— Start —
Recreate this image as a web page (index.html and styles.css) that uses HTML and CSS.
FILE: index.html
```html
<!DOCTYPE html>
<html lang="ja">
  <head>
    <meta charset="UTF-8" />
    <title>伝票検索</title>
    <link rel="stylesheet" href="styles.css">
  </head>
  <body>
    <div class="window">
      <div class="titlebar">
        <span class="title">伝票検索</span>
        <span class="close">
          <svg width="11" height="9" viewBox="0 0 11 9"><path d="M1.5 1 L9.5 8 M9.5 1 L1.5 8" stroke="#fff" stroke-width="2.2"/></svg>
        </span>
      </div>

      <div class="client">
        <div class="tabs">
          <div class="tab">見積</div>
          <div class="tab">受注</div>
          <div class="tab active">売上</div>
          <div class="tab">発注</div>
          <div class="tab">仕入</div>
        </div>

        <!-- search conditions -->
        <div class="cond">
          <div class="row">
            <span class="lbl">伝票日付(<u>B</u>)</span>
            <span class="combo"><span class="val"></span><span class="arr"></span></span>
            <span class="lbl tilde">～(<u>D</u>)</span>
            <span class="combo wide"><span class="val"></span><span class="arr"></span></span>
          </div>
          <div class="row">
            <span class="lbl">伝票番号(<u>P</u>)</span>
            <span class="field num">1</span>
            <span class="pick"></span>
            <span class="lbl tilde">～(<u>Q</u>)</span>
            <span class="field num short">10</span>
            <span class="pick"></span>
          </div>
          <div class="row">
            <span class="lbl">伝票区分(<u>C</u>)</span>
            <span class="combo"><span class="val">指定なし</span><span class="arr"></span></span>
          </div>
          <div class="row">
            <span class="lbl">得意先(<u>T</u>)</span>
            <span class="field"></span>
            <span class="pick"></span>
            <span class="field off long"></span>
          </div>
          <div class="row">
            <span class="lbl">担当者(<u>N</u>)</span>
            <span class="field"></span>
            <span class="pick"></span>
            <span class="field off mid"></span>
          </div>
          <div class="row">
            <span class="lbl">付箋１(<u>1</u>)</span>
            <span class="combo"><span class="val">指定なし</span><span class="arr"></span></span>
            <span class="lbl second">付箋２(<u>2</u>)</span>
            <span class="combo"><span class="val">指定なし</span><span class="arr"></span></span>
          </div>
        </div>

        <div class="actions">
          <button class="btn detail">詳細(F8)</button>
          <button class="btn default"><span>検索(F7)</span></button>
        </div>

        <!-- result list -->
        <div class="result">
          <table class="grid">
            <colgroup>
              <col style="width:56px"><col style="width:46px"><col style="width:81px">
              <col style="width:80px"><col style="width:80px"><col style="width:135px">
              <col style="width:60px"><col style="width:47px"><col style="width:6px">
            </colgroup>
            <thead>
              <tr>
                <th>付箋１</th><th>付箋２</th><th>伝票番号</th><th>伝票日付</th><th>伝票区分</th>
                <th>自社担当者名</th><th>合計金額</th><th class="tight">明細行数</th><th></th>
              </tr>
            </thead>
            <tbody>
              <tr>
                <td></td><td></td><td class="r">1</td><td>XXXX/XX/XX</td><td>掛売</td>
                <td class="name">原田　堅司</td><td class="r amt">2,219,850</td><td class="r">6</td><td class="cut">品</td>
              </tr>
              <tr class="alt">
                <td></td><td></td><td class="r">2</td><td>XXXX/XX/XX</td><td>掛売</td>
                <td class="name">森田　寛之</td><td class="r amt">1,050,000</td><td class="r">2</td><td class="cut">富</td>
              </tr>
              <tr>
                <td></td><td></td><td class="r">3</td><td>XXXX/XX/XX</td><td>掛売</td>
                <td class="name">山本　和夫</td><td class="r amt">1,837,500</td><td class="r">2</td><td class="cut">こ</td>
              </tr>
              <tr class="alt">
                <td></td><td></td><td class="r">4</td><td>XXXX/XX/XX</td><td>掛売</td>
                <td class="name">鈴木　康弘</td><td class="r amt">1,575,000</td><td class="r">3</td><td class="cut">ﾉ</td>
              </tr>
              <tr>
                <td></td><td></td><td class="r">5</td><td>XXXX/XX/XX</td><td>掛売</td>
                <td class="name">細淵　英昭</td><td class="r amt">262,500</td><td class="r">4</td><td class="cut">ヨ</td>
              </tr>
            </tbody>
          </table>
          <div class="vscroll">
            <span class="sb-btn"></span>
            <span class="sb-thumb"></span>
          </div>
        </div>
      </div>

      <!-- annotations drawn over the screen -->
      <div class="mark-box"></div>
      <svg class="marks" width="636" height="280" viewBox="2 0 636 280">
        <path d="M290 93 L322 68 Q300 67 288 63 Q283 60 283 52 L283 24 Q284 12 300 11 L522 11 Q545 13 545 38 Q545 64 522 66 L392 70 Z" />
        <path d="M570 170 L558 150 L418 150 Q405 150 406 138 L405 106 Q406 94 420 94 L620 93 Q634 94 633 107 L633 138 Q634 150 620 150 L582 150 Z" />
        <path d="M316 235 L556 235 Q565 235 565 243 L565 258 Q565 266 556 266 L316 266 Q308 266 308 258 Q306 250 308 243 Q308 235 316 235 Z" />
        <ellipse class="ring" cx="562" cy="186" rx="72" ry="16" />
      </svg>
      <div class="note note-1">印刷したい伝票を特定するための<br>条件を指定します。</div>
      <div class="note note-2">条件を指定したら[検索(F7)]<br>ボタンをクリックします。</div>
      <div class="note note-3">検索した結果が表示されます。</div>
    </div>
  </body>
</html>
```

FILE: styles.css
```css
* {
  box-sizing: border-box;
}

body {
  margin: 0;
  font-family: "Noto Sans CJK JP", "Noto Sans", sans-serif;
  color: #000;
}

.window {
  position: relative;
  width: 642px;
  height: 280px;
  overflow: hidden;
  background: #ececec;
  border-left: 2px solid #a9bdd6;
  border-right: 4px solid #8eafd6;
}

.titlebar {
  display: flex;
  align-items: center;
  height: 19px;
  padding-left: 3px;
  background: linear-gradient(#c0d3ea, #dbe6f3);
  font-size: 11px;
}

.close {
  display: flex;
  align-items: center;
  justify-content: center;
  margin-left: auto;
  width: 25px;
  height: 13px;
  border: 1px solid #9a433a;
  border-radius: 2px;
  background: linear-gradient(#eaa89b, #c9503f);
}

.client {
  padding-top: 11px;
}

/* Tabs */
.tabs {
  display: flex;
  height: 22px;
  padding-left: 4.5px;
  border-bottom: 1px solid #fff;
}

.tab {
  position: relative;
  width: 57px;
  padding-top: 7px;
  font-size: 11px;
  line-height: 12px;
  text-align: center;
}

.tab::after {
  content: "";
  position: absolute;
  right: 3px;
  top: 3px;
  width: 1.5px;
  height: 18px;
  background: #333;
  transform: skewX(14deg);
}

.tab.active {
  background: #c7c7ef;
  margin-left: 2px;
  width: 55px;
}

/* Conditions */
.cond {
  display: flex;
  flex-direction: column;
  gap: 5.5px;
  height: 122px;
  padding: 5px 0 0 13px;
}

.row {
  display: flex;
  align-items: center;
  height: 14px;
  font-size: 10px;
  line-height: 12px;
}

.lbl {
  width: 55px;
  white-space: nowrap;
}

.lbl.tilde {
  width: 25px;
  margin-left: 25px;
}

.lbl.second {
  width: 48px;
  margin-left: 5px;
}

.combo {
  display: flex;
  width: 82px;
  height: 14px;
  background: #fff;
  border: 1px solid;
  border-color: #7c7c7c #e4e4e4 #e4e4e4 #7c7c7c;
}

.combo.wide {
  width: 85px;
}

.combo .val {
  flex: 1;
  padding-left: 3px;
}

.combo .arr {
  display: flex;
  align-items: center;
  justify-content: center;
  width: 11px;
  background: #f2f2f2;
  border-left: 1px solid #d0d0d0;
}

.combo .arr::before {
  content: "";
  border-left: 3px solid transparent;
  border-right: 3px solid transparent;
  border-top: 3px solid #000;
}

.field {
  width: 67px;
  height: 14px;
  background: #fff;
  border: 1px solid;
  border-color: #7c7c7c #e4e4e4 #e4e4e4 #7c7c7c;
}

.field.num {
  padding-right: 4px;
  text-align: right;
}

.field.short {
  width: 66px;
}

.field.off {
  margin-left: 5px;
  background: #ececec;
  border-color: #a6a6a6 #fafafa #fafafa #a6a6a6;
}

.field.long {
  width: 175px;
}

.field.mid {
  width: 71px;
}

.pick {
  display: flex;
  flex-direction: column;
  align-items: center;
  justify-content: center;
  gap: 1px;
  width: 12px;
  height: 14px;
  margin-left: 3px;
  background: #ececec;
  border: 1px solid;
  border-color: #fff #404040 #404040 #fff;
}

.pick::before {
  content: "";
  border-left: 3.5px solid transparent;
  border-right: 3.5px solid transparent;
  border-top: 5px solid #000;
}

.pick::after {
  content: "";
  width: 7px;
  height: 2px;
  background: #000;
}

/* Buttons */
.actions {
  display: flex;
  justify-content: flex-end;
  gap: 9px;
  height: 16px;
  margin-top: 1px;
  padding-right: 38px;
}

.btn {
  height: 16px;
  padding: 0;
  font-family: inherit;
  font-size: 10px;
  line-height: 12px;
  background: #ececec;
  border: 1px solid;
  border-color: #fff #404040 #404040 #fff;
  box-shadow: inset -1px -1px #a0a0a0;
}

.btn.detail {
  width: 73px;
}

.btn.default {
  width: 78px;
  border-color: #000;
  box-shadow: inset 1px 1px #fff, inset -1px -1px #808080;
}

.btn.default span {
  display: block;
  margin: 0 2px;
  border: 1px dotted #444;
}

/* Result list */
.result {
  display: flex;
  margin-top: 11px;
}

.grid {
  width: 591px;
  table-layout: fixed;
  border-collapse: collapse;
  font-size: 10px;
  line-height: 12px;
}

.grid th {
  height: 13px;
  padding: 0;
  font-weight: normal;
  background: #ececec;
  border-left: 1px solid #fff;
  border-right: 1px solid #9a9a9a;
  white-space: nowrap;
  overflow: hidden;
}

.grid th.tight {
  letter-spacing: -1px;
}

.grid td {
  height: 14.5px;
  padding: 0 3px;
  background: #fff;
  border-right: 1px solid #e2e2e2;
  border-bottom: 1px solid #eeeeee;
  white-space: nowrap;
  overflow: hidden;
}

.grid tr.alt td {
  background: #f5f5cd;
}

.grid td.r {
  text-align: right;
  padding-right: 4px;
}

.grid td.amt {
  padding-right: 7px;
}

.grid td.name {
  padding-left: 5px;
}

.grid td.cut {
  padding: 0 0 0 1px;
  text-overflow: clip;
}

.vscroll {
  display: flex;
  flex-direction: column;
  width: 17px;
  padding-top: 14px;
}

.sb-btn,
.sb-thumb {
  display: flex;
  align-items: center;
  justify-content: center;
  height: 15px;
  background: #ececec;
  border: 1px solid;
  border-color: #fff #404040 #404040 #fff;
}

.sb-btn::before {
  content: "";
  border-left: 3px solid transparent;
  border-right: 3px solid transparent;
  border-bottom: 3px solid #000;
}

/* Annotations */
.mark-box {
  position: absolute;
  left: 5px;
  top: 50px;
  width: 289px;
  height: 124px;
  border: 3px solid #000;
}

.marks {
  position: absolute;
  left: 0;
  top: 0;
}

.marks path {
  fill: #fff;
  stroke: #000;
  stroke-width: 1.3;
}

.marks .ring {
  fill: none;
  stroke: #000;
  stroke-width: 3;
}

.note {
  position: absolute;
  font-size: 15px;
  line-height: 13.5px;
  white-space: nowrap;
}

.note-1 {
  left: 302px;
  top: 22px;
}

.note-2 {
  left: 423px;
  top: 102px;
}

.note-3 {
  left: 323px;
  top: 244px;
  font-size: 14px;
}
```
— End —
Given instruction: Each line containing the word "styles" counts once; say how many such lines there are, giving only the number.

Result for this exercise: 3